▶ **Required work**: Return the listing below unchanged, minus its pictures.

────────

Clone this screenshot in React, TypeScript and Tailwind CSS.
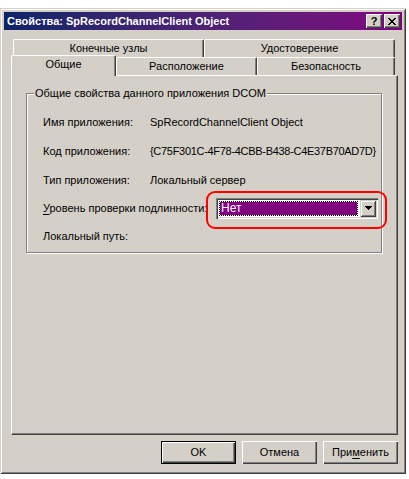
import React from "react";

const face = "bg-[#d4d0c8]";

function CloseGlyph() {
  const rows: [number, number][][] = [
    [[0, 2], [6, 2]],
    [[1, 2], [5, 2]],
    [[2, 4]],
    [[3, 2]],
    [[2, 4]],
    [[1, 2], [5, 2]],
    [[0, 2], [6, 2]],
  ];
  return (
    <svg width="8" height="7" viewBox="0 0 8 7" shapeRendering="crispEdges">
      {rows.map((r, y) =>
        r.map(([x, w], i) => <rect key={`${y}-${i}`} x={x} y={y} width={w} height={1} fill="#000" />)
      )}
    </svg>
  );
}

function Tab({ label, className }: { label: string; className: string }) {
  return (
    <div
      className={
        "flex items-center justify-center whitespace-nowrap border-t border-l border-r border-t-white border-l-white border-r-[#404040] rounded-tl-[2px] rounded-tr-[2px] shadow-[inset_-1px_0_0_#808080] " +
        className
      }
    >
      {label}
    </div>
  );
}

function Row({ label, value, h, valueClass }: { label: React.ReactNode; value?: string; h: string; valueClass?: string }) {
  return (
    <div className={"flex items-center " + h}>
      <div className="w-[107px] whitespace-nowrap">{label}</div>
      {value && <div className={"whitespace-nowrap " + (valueClass ?? "")}>{value}</div>}
    </div>
  );
}

export default function App() {
  return (
    <div className="w-[409px] h-[479px] bg-white pt-[8px] overflow-hidden font-['Liberation_Sans',Arial,sans-serif] text-[11px] text-black">
      <div
        className={
          "w-[406px] h-[466px] p-[4px] flex flex-col " +
          face +
          " shadow-[inset_1px_1px_0_#d4d0c8,inset_-1px_-1px_0_#404040,inset_2px_2px_0_#ffffff,inset_-2px_-2px_0_#808080]"
        }
      >
        {/* Title bar */}
        <div className="h-[18px] flex items-center pl-[3px] pr-[2px] bg-linear-to-r from-[#0a246a] to-[#800080]">
          <div className="flex-1 text-white font-bold text-[11px] whitespace-nowrap leading-[18px]">
            Свойства: SpRecordChannelClient Object
          </div>
          <div className="flex gap-[2px]">
            <div className="w-[16px] h-[14px] bg-[#d4d0c8] flex items-center justify-center font-bold text-[11px] leading-none shadow-[inset_1px_1px_0_#ffffff,inset_-1px_-1px_0_#404040,inset_-2px_-2px_0_#808080]">
              ?
            </div>
            <div className="w-[16px] h-[14px] bg-[#d4d0c8] flex items-center justify-center shadow-[inset_1px_1px_0_#ffffff,inset_-1px_-1px_0_#404040,inset_-2px_-2px_0_#808080]">
              <CloseGlyph />
            </div>
          </div>
        </div>

        {/* Tabs + panel */}
        <div className="ml-[7px] w-[387px] mt-[9px] flex flex-col">
          <div className="flex h-[18px] pl-[2px]">
            <Tab label="Конечные узлы" className="w-[191px] h-[18px]" />
            <Tab label="Удостоверение" className="w-[191px] h-[18px]" />
          </div>
          <div className="flex h-[18px] items-start">
            <Tab
              label="Общие"
              className="w-[105px] h-[21px] -mt-[2px] pb-[3px] relative z-10 bg-[#d4d0c8]"
            />
            <Tab label="Расположение" className="w-[141px] h-[18px]" />
            <Tab label="Безопасность" className="w-[138px] h-[18px]" />
          </div>
          <div className="h-[360px] border border-t-white border-l-white border-r-[#404040] border-b-[#404040] shadow-[inset_-1px_-1px_0_#808080] pt-[17px] pl-[14px]">
            {/* Group box */}
            <div className="relative w-[356px] h-[160px] border border-[#808080] shadow-[inset_1px_1px_0_#ffffff,1px_1px_0_#ffffff]">
              <div className="absolute left-[7px] -top-[8px] px-[1px] bg-[#d4d0c8] leading-[14px] whitespace-nowrap">
                Общие свойства данного приложения DCOM
              </div>
              <div className="pt-[14px] pl-[16px] flex flex-col">
                <Row label="Имя приложения:" value="SpRecordChannelClient Object" h="h-[29px]" />
                <Row
                  label="Код приложения:"
                  value="{C75F301C-4F78-4CBB-B438-C4E37B70AD7D}"
                  h="h-[29px]"
                  valueClass="tracking-[-0.3px]"
                />
                <Row label="Тип приложения:" value="Локальный сервер" h="h-[28px]" />
                <div className="flex items-center h-[28px]">
                  <div className="w-[173px] whitespace-nowrap">
                    <span className="underline underline-offset-[2px]">У</span>ровень проверки подлинности:
                  </div>
                  <div className="relative">
                    <div className="w-[162px] h-[21px] bg-white p-[2px] flex shadow-[inset_1px_1px_0_#808080,inset_2px_2px_0_#404040,inset_-1px_-1px_0_#ffffff,inset_-2px_-2px_0_#d4d0c8]">
                      <div className="flex-1 m-[1px] mr-[2px] bg-[#800080] bg-clip-padding border border-dotted border-black text-white text-[12px] flex items-center pl-[1px] leading-none">
                        Нет
                      </div>
                      <div className="w-[16px] h-full bg-[#d4d0c8] flex items-center justify-center shadow-[inset_1px_1px_0_#d4d0c8,inset_-1px_-1px_0_#404040,inset_2px_2px_0_#ffffff,inset_-2px_-2px_0_#808080]">
                        <svg width="7" height="4" viewBox="0 0 7 4" shapeRendering="crispEdges">
                          <rect x="0" y="0" width="7" height="1" fill="#000" />
                          <rect x="1" y="1" width="5" height="1" fill="#000" />
                          <rect x="2" y="2" width="3" height="1" fill="#000" />
                          <rect x="3" y="3" width="1" height="1" fill="#000" />
                        </svg>
                      </div>
                    </div>
                    <div className="absolute -left-[10px] -top-[7px] -right-[9px] -bottom-[10px] border-2 border-[#ff0000] rounded-[9px] pointer-events-none" />
                  </div>
                </div>
                <Row label="Локальный путь:" h="h-[28px]" />
              </div>
            </div>
          </div>

          {/* Buttons */}
          <div className="flex justify-end gap-[6px] mt-[6px]">
            <div className="w-[75px] h-[23px] border border-black flex items-center justify-center shadow-[inset_1px_1px_0_#ffffff,inset_-1px_-1px_0_#404040,inset_-2px_-2px_0_#808080]">
              OK
            </div>
            <div className="w-[75px] h-[23px] flex items-center justify-center shadow-[inset_1px_1px_0_#ffffff,inset_-1px_-1px_0_#404040,inset_-2px_-2px_0_#808080]">
              Отмена
            </div>
            <div className="w-[75px] h-[23px] flex items-center justify-center shadow-[inset_1px_1px_0_#ffffff,inset_-1px_-1px_0_#404040,inset_-2px_-2px_0_#808080]">
              При<span className="underline underline-offset-[2px]">м</span>енить
            </div>
          </div>
        </div>
      </div>
    </div>
  );
}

────────

▶ **Response**:
Clone this screenshot in React, TypeScript and Tailwind CSS.
import React from "react";

const face = "bg-[#d4d0c8]";

function CloseGlyph() {
  const rows: [number, number][][] = [
    [[0, 2], [6, 2]],
    [[1, 2], [5, 2]],
    [[2, 4]],
    [[3, 2]],
    [[2, 4]],
    [[1, 2], [5, 2]],
    [[0, 2], [6, 2]],
  ];
  return (
    <svg width="8" height="7" viewBox="0 0 8 7" shapeRendering="crispEdges">
      {rows.map((r, y) =>
        r.map(([x, w], i) => <rect key={`${y}-${i}`} x={x} y={y} width={w} height={1} fill="#000" />)
      )}
    </svg>
  );
}

function Tab({ label, className }: { label: string; className: string }) {
  return (
    <div
      className={
        "flex items-center justify-center whitespace-nowrap border-t border-l border-r border-t-white border-l-white border-r-[#404040] rounded-tl-[2px] rounded-tr-[2px] shadow-[inset_-1px_0_0_#808080] " +
        className
      }
    >
      {label}
    </div>
  );
}

function Row({ label, value, h, valueClass }: { label: React.ReactNode; value?: string; h: string; valueClass?: string }) {
  return (
    <div className={"flex items-center " + h}>
      <div className="w-[107px] whitespace-nowrap">{label}</div>
      {value && <div className={"whitespace-nowrap " + (valueClass ?? "")}>{value}</div>}
    </div>
  );
}

export default function App() {
  return (
    <div className="w-[409px] h-[479px] bg-white pt-[8px] overflow-hidden font-['Liberation_Sans',Arial,sans-serif] text-[11px] text-black">
      <div
        className={
          "w-[406px] h-[466px] p-[4px] flex flex-col " +
          face +
          " shadow-[inset_1px_1px_0_#d4d0c8,inset_-1px_-1px_0_#404040,inset_2px_2px_0_#ffffff,inset_-2px_-2px_0_#808080]"
        }
      >
        {/* Title bar */}
        <div className="h-[18px] flex items-center pl-[3px] pr-[2px] bg-linear-to-r from-[#0a246a] to-[#800080]">
          <div className="flex-1 text-white font-bold text-[11px] whitespace-nowrap leading-[18px]">
            Свойства: SpRecordChannelClient Object
          </div>
          <div className="flex gap-[2px]">
            <div className="w-[16px] h-[14px] bg-[#d4d0c8] flex items-center justify-center font-bold text-[11px] leading-none shadow-[inset_1px_1px_0_#ffffff,inset_-1px_-1px_0_#404040,inset_-2px_-2px_0_#808080]">
              ?
            </div>
            <div className="w-[16px] h-[14px] bg-[#d4d0c8] flex items-center justify-center shadow-[inset_1px_1px_0_#ffffff,inset_-1px_-1px_0_#404040,inset_-2px_-2px_0_#808080]">
              <CloseGlyph />
            </div>
          </div>
        </div>

        {/* Tabs + panel */}
        <div className="ml-[7px] w-[387px] mt-[9px] flex flex-col">
          <div className="flex h-[18px] pl-[2px]">
            <Tab label="Конечные узлы" className="w-[191px] h-[18px]" />
            <Tab label="Удостоверение" className="w-[191px] h-[18px]" />
          </div>
          <div className="flex h-[18px] items-start">
            <Tab
              label="Общие"
              className="w-[105px] h-[21px] -mt-[2px] pb-[3px] relative z-10 bg-[#d4d0c8]"
            />
            <Tab label="Расположение" className="w-[141px] h-[18px]" />
            <Tab label="Безопасность" className="w-[138px] h-[18px]" />
          </div>
          <div className="h-[360px] border border-t-white border-l-white border-r-[#404040] border-b-[#404040] shadow-[inset_-1px_-1px_0_#808080] pt-[17px] pl-[14px]">
            {/* Group box */}
            <div className="relative w-[356px] h-[160px] border border-[#808080] shadow-[inset_1px_1px_0_#ffffff,1px_1px_0_#ffffff]">
              <div className="absolute left-[7px] -top-[8px] px-[1px] bg-[#d4d0c8] leading-[14px] whitespace-nowrap">
                Общие свойства данного приложения DCOM
              </div>
              <div className="pt-[14px] pl-[16px] flex flex-col">
                <Row label="Имя приложения:" value="SpRecordChannelClient Object" h="h-[29px]" />
                <Row
                  label="Код приложения:"
                  value="{C75F301C-4F78-4CBB-B438-C4E37B70AD7D}"
                  h="h-[29px]"
                  valueClass="tracking-[-0.3px]"
                />
                <Row label="Тип приложения:" value="Локальный сервер" h="h-[28px]" />
                <div className="flex items-center h-[28px]">
                  <div className="w-[173px] whitespace-nowrap">
                    <span className="underline underline-offset-[2px]">У</span>ровень проверки подлинности:
                  </div>
                  <div className="relative">
                    <div className="w-[162px] h-[21px] bg-white p-[2px] flex shadow-[inset_1px_1px_0_#808080,inset_2px_2px_0_#404040,inset_-1px_-1px_0_#ffffff,inset_-2px_-2px_0_#d4d0c8]">
                      <div className="flex-1 m-[1px] mr-[2px] bg-[#800080] bg-clip-padding border border-dotted border-black text-white text-[12px] flex items-center pl-[1px] leading-none">
                        Нет
                      </div>
                      <div className="w-[16px] h-full bg-[#d4d0c8] flex items-center justify-center shadow-[inset_1px_1px_0_#d4d0c8,inset_-1px_-1px_0_#404040,inset_2px_2px_0_#ffffff,inset_-2px_-2px_0_#808080]">
                        <svg width="7" height="4" viewBox="0 0 7 4" shapeRendering="crispEdges">
                          <rect x="0" y="0" width="7" height="1" fill="#000" />
                          <rect x="1" y="1" width="5" height="1" fill="#000" />
                          <rect x="2" y="2" width="3" height="1" fill="#000" />
                          <rect x="3" y="3" width="1" height="1" fill="#000" />
                        </svg>
                      </div>
                    </div>
                    <div className="absolute -left-[10px] -top-[7px] -right-[9px] -bottom-[10px] border-2 border-[#ff0000] rounded-[9px] pointer-events-none" />
                  </div>
                </div>
                <Row label="Локальный путь:" h="h-[28px]" />
              </div>
            </div>
          </div>

          {/* Buttons */}
          <div className="flex justify-end gap-[6px] mt-[6px]">
            <div className="w-[75px] h-[23px] border border-black flex items-center justify-center shadow-[inset_1px_1px_0_#ffffff,inset_-1px_-1px_0_#404040,inset_-2px_-2px_0_#808080]">
              OK
            </div>
            <div className="w-[75px] h-[23px] flex items-center justify-center shadow-[inset_1px_1px_0_#ffffff,inset_-1px_-1px_0_#404040,inset_-2px_-2px_0_#808080]">
              Отмена
            </div>
            <div className="w-[75px] h-[23px] flex items-center justify-center shadow-[inset_1px_1px_0_#ffffff,inset_-1px_-1px_0_#404040,inset_-2px_-2px_0_#808080]">
              При<span className="underline underline-offset-[2px]">м</span>енить
            </div>
          </div>
        </div>
      </div>
    </div>
  );
}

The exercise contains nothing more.